The plant would store cheap "off peak" electricity in 2,500-pound flywheels that turn faster than the speed of sound. When the electricity prices rise -- or when winds die -- energy can be withdrawn from the wheels and sold to the grid at a premium rate.
"It will signal a dramatic shift to a cleaner, more sustainable method of providing frequency regulation on the grid," Beacon CEO Bill Capp told the GridWeek conference in Washington last week.
Utilities today use combinations of hydropower and natural gas to "firm up" intermittent power sources, but hydropower has spatial limitations and natural gas can be expensive and polluting. Yet the need for reliable backup power will grow as states require utilities to use more renewable energy and the cost of carbon-based power rises in the face of expected climate regulations.
"There's a natural affinity between storage and renewables," said Rich Kalisch, senior director of technology initiatives at Midwest Independent Transmission System Operator, which manages nearly 100,000 miles of transmission lines in 13 states.
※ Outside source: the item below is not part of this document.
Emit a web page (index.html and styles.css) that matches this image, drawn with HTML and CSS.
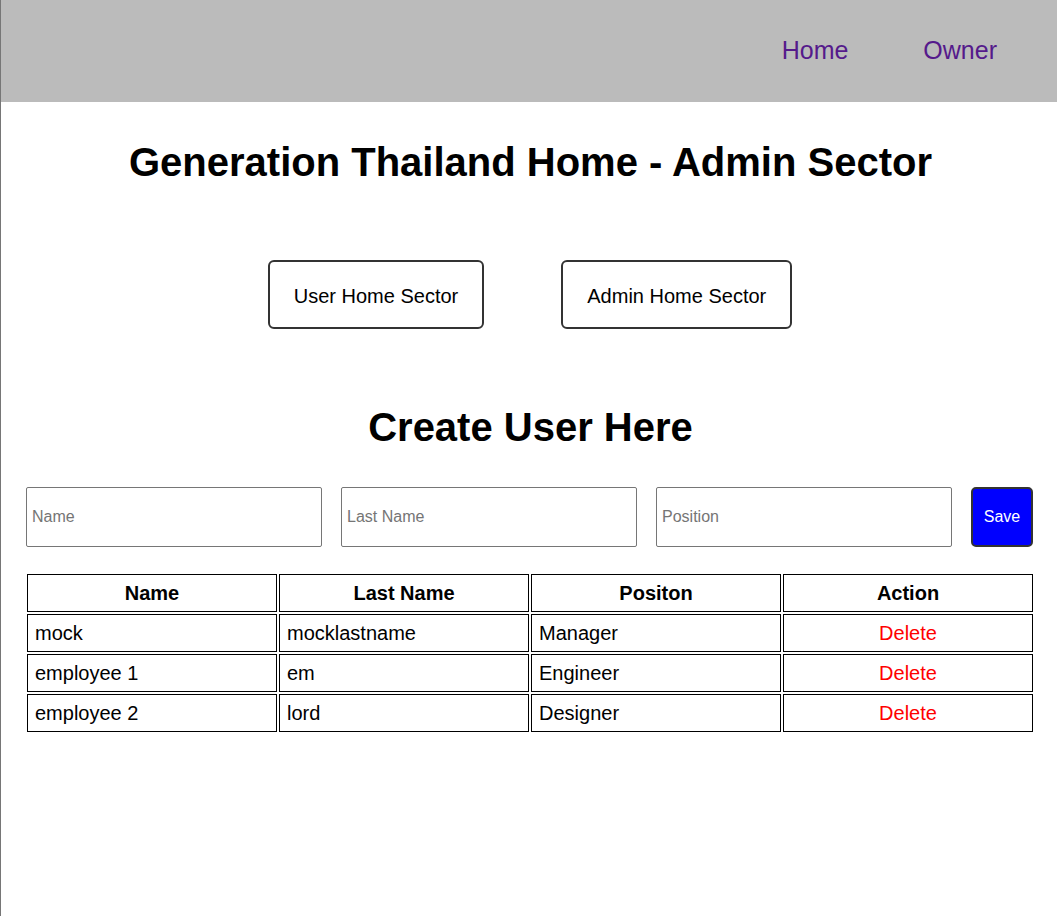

The nonprofit group currently manages 6,600 megawatts of wind power -- about 4 percent of its total generation -- but has about 54,000 megawatts of wind projects in development. Operators warn that those projects could threaten reliability.
"We are very concerned," Kalisch said.
Still, recognizing a need for energy storage is one thing, but proving that storage technologies can work is another.
One of the largest U.S. demonstrations of battery-based storage uses sodium-sulfur, or NaS, batteries manufactured by Japan's NGK Insulators. American Electric Power Co. Inc. has installed 7 megawatts of the bus-sized batteries to ease congestion on its transmission lines, and it has an additional 4 megawatts under development.
Meanwhile, Xcel Energy Inc. is testing a 1-megawatt NaS battery to manage its wind power in Minnesota.